### [SET EXERCISE]
Print out each record below, unaltered and complete, without its images.

Excerpt from a dataset:

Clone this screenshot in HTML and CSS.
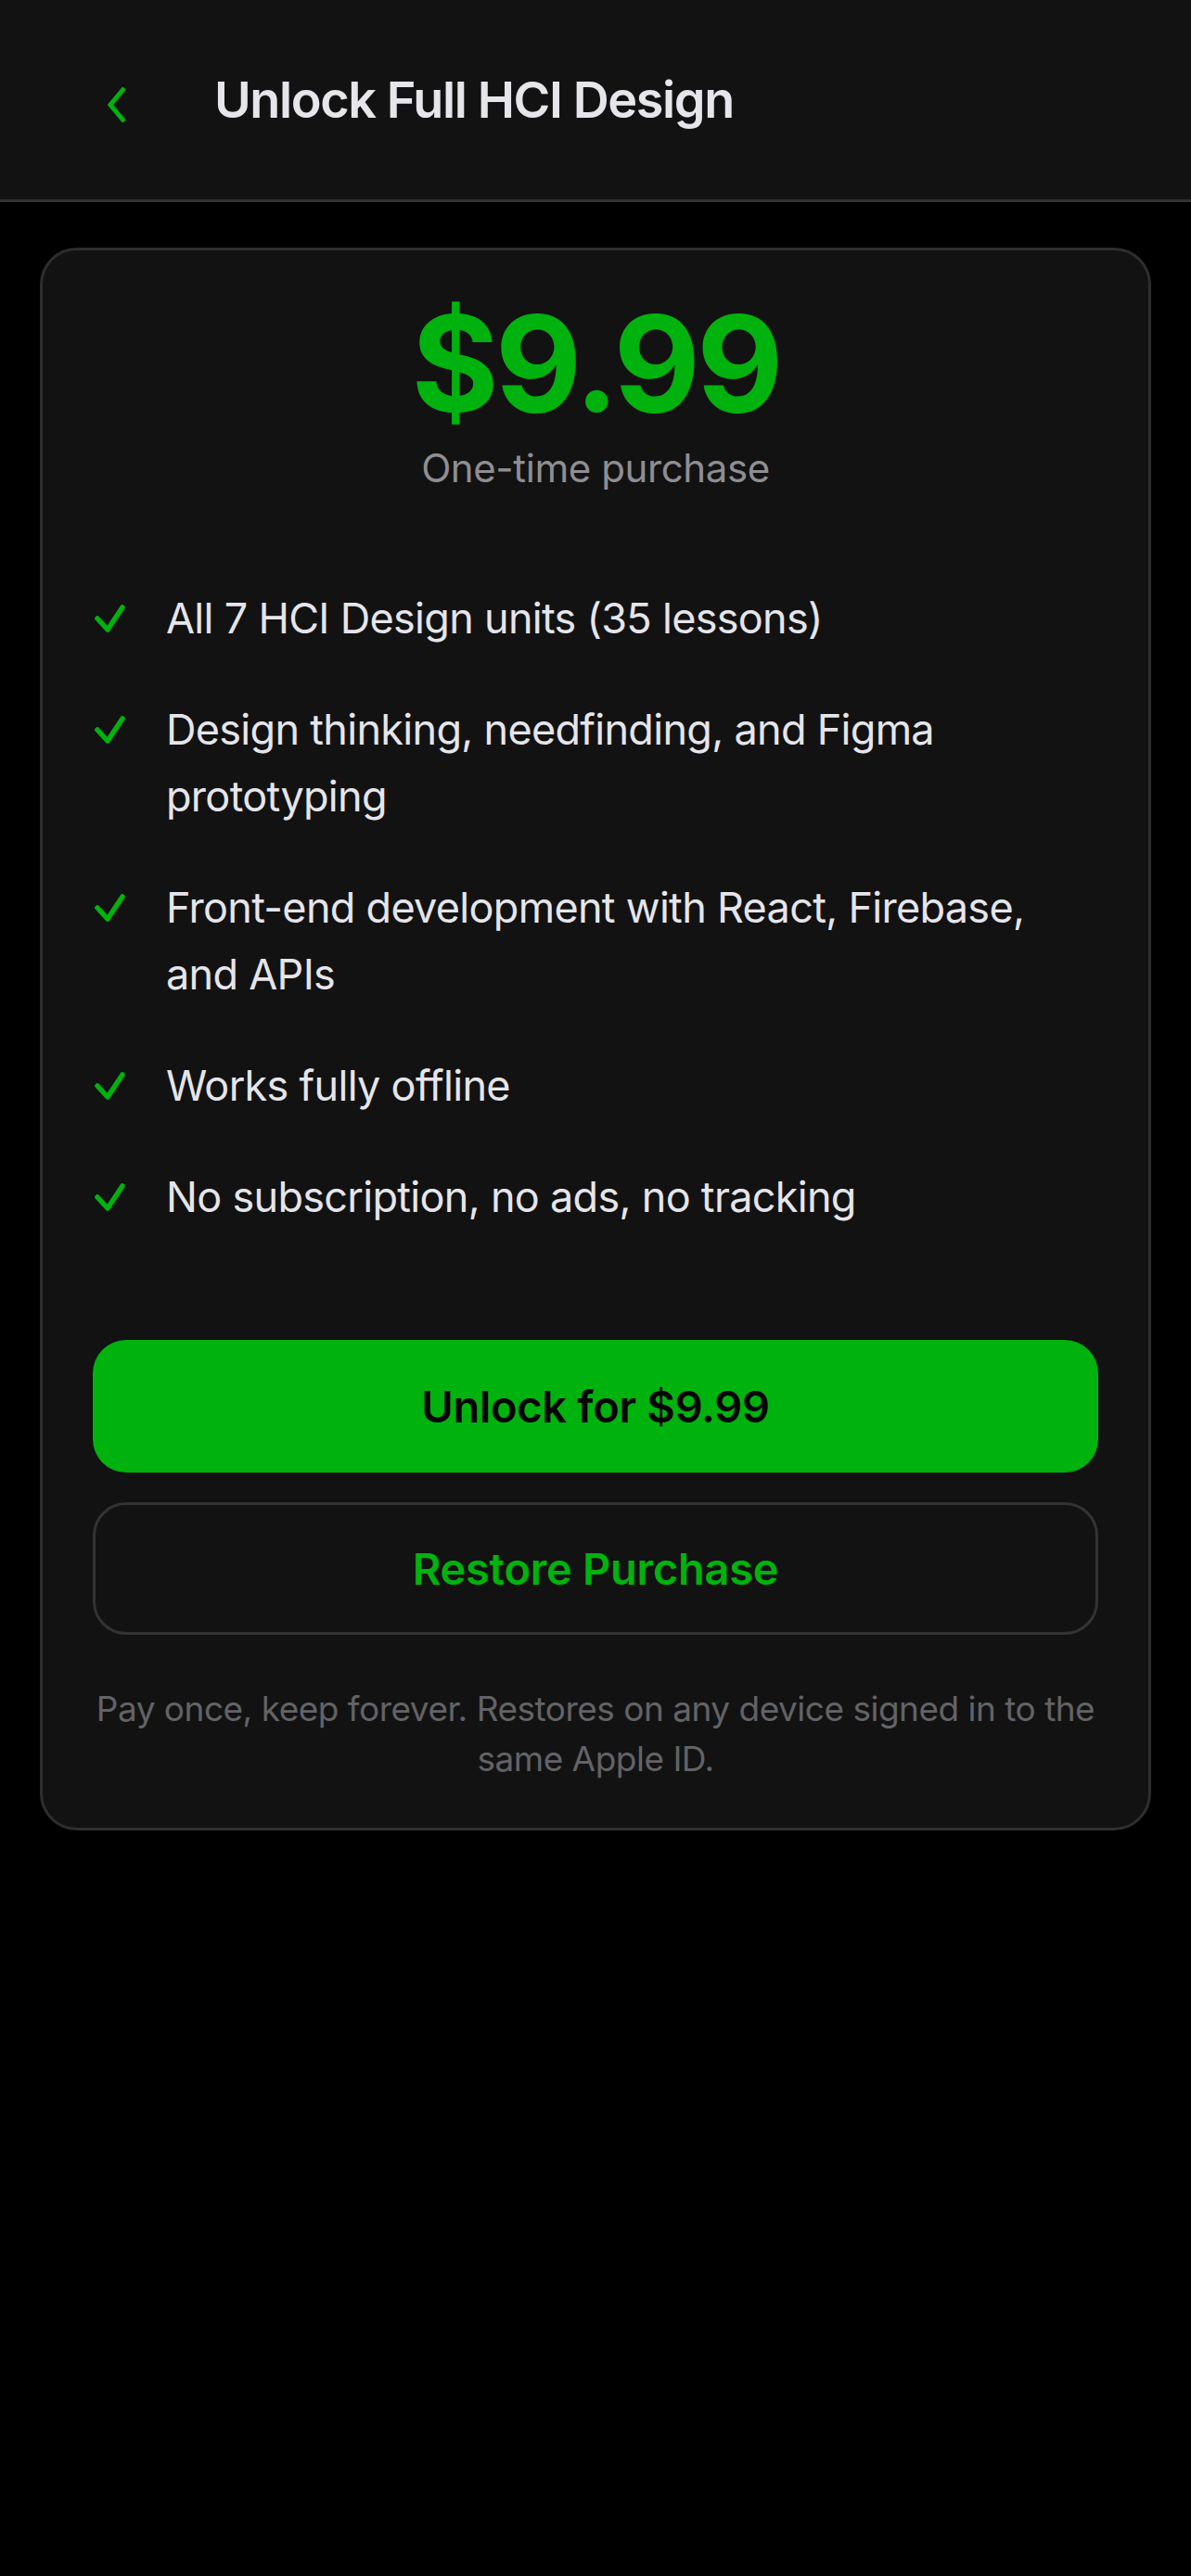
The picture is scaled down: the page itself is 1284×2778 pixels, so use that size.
FILE: index.html
```html
<!DOCTYPE html>
<html lang="en">
<head>
    <meta charset="UTF-8">
    <meta name="viewport" content="width=device-width, initial-scale=1.0">
    <title>Unlock Full HCI Design</title>
    <link rel="stylesheet" href="styles.css">
</head>
<body>
    <header class="top-bar">
        <button class="back-btn" aria-label="Back">
            <svg width="22" height="42" viewBox="0 0 22 42">
                <polyline points="19,3 4,21 19,39" fill="none" stroke="#00b20d" stroke-width="5"/>
            </svg>
        </button>
        <h1 class="top-title">Unlock Full HCI Design</h1>
    </header>

    <main class="page">
        <section class="card">
            <div class="price">$9.99</div>
            <p class="price-note">One-time purchase</p>

            <ul class="features">
                <li>
                    <svg class="check" width="35" height="32" viewBox="0 0 35 32"><polyline points="4,16 15,28 31,4" fill="none" stroke="#00b20d" stroke-width="5.5" stroke-linecap="round" stroke-linejoin="round"/></svg>
                    <span>All 7 HCI Design units (35 lessons)</span>
                </li>
                <li>
                    <svg class="check" width="35" height="32" viewBox="0 0 35 32"><polyline points="4,16 15,28 31,4" fill="none" stroke="#00b20d" stroke-width="5.5" stroke-linecap="round" stroke-linejoin="round"/></svg>
                    <span>Design thinking, needfinding, and Figma prototyping</span>
                </li>
                <li>
                    <svg class="check" width="35" height="32" viewBox="0 0 35 32"><polyline points="4,16 15,28 31,4" fill="none" stroke="#00b20d" stroke-width="5.5" stroke-linecap="round" stroke-linejoin="round"/></svg>
                    <span>Front-end development with React, Firebase, and APIs</span>
                </li>
                <li>
                    <svg class="check" width="35" height="32" viewBox="0 0 35 32"><polyline points="4,16 15,28 31,4" fill="none" stroke="#00b20d" stroke-width="5.5" stroke-linecap="round" stroke-linejoin="round"/></svg>
                    <span>Works fully offline</span>
                </li>
                <li>
                    <svg class="check" width="35" height="32" viewBox="0 0 35 32"><polyline points="4,16 15,28 31,4" fill="none" stroke="#00b20d" stroke-width="5.5" stroke-linecap="round" stroke-linejoin="round"/></svg>
                    <span>No subscription, no ads, no tracking</span>
                </li>
            </ul>

            <button class="btn btn-unlock">Unlock for $9.99</button>
            <button class="btn btn-restore">Restore Purchase</button>

            <p class="fine-print">Pay once, keep forever. Restores on any device signed in to the same Apple ID.</p>
        </section>
    </main>
</body>
</html>
```

FILE: styles.css
```css
* {
    box-sizing: border-box;
}

body {
    margin: 0;
    padding: 0;
    background-color: #000;
    font-family: 'Inter', 'Noto Sans', sans-serif;
    color: #e5e5ea;
}

.top-bar {
    height: 218px;
    display: flex;
    align-items: center;
    padding-left: 115px;
    background-color: #121212;
    border-bottom: 3px solid #333;
}

.back-btn {
    width: 116px;
    padding: 10px 0 0 0;
    border: none;
    background: none;
    display: flex;
    cursor: pointer;
}

.top-title {
    margin: 0;
    font-size: 54px;
    font-weight: 600;
    letter-spacing: -1.4px;
    color: #e5e5ea;
}

.page {
    padding: 49px 43px;
}

.card {
    background-color: #121212;
    border: 3px solid #2e2e2e;
    border-radius: 40px;
    padding: 50px 54px 47px;
}

.price {
    text-align: center;
    font-size: 144px;
    font-weight: 700;
    line-height: 1;
    letter-spacing: -4px;
    color: #00b20d;
}

.price-note {
    margin: 12px 0 0;
    text-align: center;
    font-size: 42px;
    line-height: 1.4;
    letter-spacing: -0.4px;
    color: #8e8e93;
}

.features {
    list-style: none;
    margin: 96px 0 118px;
    padding: 0;
}

.features li {
    display: flex;
    align-items: flex-start;
    font-size: 45px;
    line-height: 72px;
    letter-spacing: -0.7px;
    color: #e5e5ea;
    margin-bottom: 48px;
}

.features li:last-child {
    margin-bottom: 0;
}

.check {
    flex-shrink: 0;
    margin: 20px 43px 0 1px;
}

.btn {
    display: block;
    width: 100%;
    height: 143px;
    border-radius: 36px;
    font-family: inherit;
    font-size: 47px;
    font-weight: 600;
    letter-spacing: -0.3px;
    cursor: pointer;
}

.btn-unlock {
    border: none;
    background-color: #00b20d;
    color: #050505;
}

.btn-restore {
    margin-top: 32px;
    border: 3px solid #333;
    background-color: #121212;
    color: #00b20d;
}

.fine-print {
    margin: 53px -10px 0;
    text-align: center;
    font-size: 37px;
    line-height: 54px;
    letter-spacing: -0.5px;
    color: #636366;
}
```
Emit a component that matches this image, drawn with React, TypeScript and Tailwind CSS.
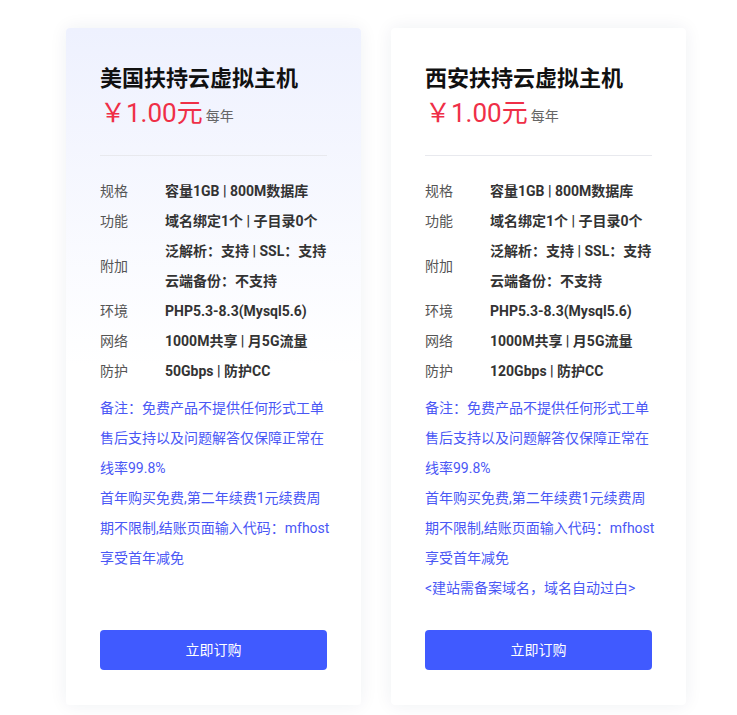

### [COMPLETE ANSWER]
Clone this screenshot in HTML and CSS.
The picture is scaled down: the page itself is 1284×2778 pixels, so use that size.
FILE: index.html
```html
<!DOCTYPE html>
<html lang="en">
<head>
    <meta charset="UTF-8">
    <meta name="viewport" content="width=device-width, initial-scale=1.0">
    <title>Unlock Full HCI Design</title>
    <link rel="stylesheet" href="styles.css">
</head>
<body>
    <header class="top-bar">
        <button class="back-btn" aria-label="Back">
            <svg width="22" height="42" viewBox="0 0 22 42">
                <polyline points="19,3 4,21 19,39" fill="none" stroke="#00b20d" stroke-width="5"/>
            </svg>
        </button>
        <h1 class="top-title">Unlock Full HCI Design</h1>
    </header>

    <main class="page">
        <section class="card">
            <div class="price">$9.99</div>
            <p class="price-note">One-time purchase</p>

            <ul class="features">
                <li>
                    <svg class="check" width="35" height="32" viewBox="0 0 35 32"><polyline points="4,16 15,28 31,4" fill="none" stroke="#00b20d" stroke-width="5.5" stroke-linecap="round" stroke-linejoin="round"/></svg>
                    <span>All 7 HCI Design units (35 lessons)</span>
                </li>
                <li>
                    <svg class="check" width="35" height="32" viewBox="0 0 35 32"><polyline points="4,16 15,28 31,4" fill="none" stroke="#00b20d" stroke-width="5.5" stroke-linecap="round" stroke-linejoin="round"/></svg>
                    <span>Design thinking, needfinding, and Figma prototyping</span>
                </li>
                <li>
                    <svg class="check" width="35" height="32" viewBox="0 0 35 32"><polyline points="4,16 15,28 31,4" fill="none" stroke="#00b20d" stroke-width="5.5" stroke-linecap="round" stroke-linejoin="round"/></svg>
                    <span>Front-end development with React, Firebase, and APIs</span>
                </li>
                <li>
                    <svg class="check" width="35" height="32" viewBox="0 0 35 32"><polyline points="4,16 15,28 31,4" fill="none" stroke="#00b20d" stroke-width="5.5" stroke-linecap="round" stroke-linejoin="round"/></svg>
                    <span>Works fully offline</span>
                </li>
                <li>
                    <svg class="check" width="35" height="32" viewBox="0 0 35 32"><polyline points="4,16 15,28 31,4" fill="none" stroke="#00b20d" stroke-width="5.5" stroke-linecap="round" stroke-linejoin="round"/></svg>
                    <span>No subscription, no ads, no tracking</span>
                </li>
            </ul>

            <button class="btn btn-unlock">Unlock for $9.99</button>
            <button class="btn btn-restore">Restore Purchase</button>

            <p class="fine-print">Pay once, keep forever. Restores on any device signed in to the same Apple ID.</p>
        </section>
    </main>
</body>
</html>
```

FILE: styles.css
```css
* {
    box-sizing: border-box;
}

body {
    margin: 0;
    padding: 0;
    background-color: #000;
    font-family: 'Inter', 'Noto Sans', sans-serif;
    color: #e5e5ea;
}

.top-bar {
    height: 218px;
    display: flex;
    align-items: center;
    padding-left: 115px;
    background-color: #121212;
    border-bottom: 3px solid #333;
}

.back-btn {
    width: 116px;
    padding: 10px 0 0 0;
    border: none;
    background: none;
    display: flex;
    cursor: pointer;
}

.top-title {
    margin: 0;
    font-size: 54px;
    font-weight: 600;
    letter-spacing: -1.4px;
    color: #e5e5ea;
}

.page {
    padding: 49px 43px;
}

.card {
    background-color: #121212;
    border: 3px solid #2e2e2e;
    border-radius: 40px;
    padding: 50px 54px 47px;
}

.price {
    text-align: center;
    font-size: 144px;
    font-weight: 700;
    line-height: 1;
    letter-spacing: -4px;
    color: #00b20d;
}

.price-note {
    margin: 12px 0 0;
    text-align: center;
    font-size: 42px;
    line-height: 1.4;
    letter-spacing: -0.4px;
    color: #8e8e93;
}

.features {
    list-style: none;
    margin: 96px 0 118px;
    padding: 0;
}

.features li {
    display: flex;
    align-items: flex-start;
    font-size: 45px;
    line-height: 72px;
    letter-spacing: -0.7px;
    color: #e5e5ea;
    margin-bottom: 48px;
}

.features li:last-child {
    margin-bottom: 0;
}

.check {
    flex-shrink: 0;
    margin: 20px 43px 0 1px;
}

.btn {
    display: block;
    width: 100%;
    height: 143px;
    border-radius: 36px;
    font-family: inherit;
    font-size: 47px;
    font-weight: 600;
    letter-spacing: -0.3px;
    cursor: pointer;
}

.btn-unlock {
    border: none;
    background-color: #00b20d;
    color: #050505;
}

.btn-restore {
    margin-top: 32px;
    border: 3px solid #333;
    background-color: #121212;
    color: #00b20d;
}

.fine-print {
    margin: 53px -10px 0;
    text-align: center;
    font-size: 37px;
    line-height: 54px;
    letter-spacing: -0.5px;
    color: #636366;
}
```
Emit a component that matches this image, drawn with React, TypeScript and Tailwind CSS.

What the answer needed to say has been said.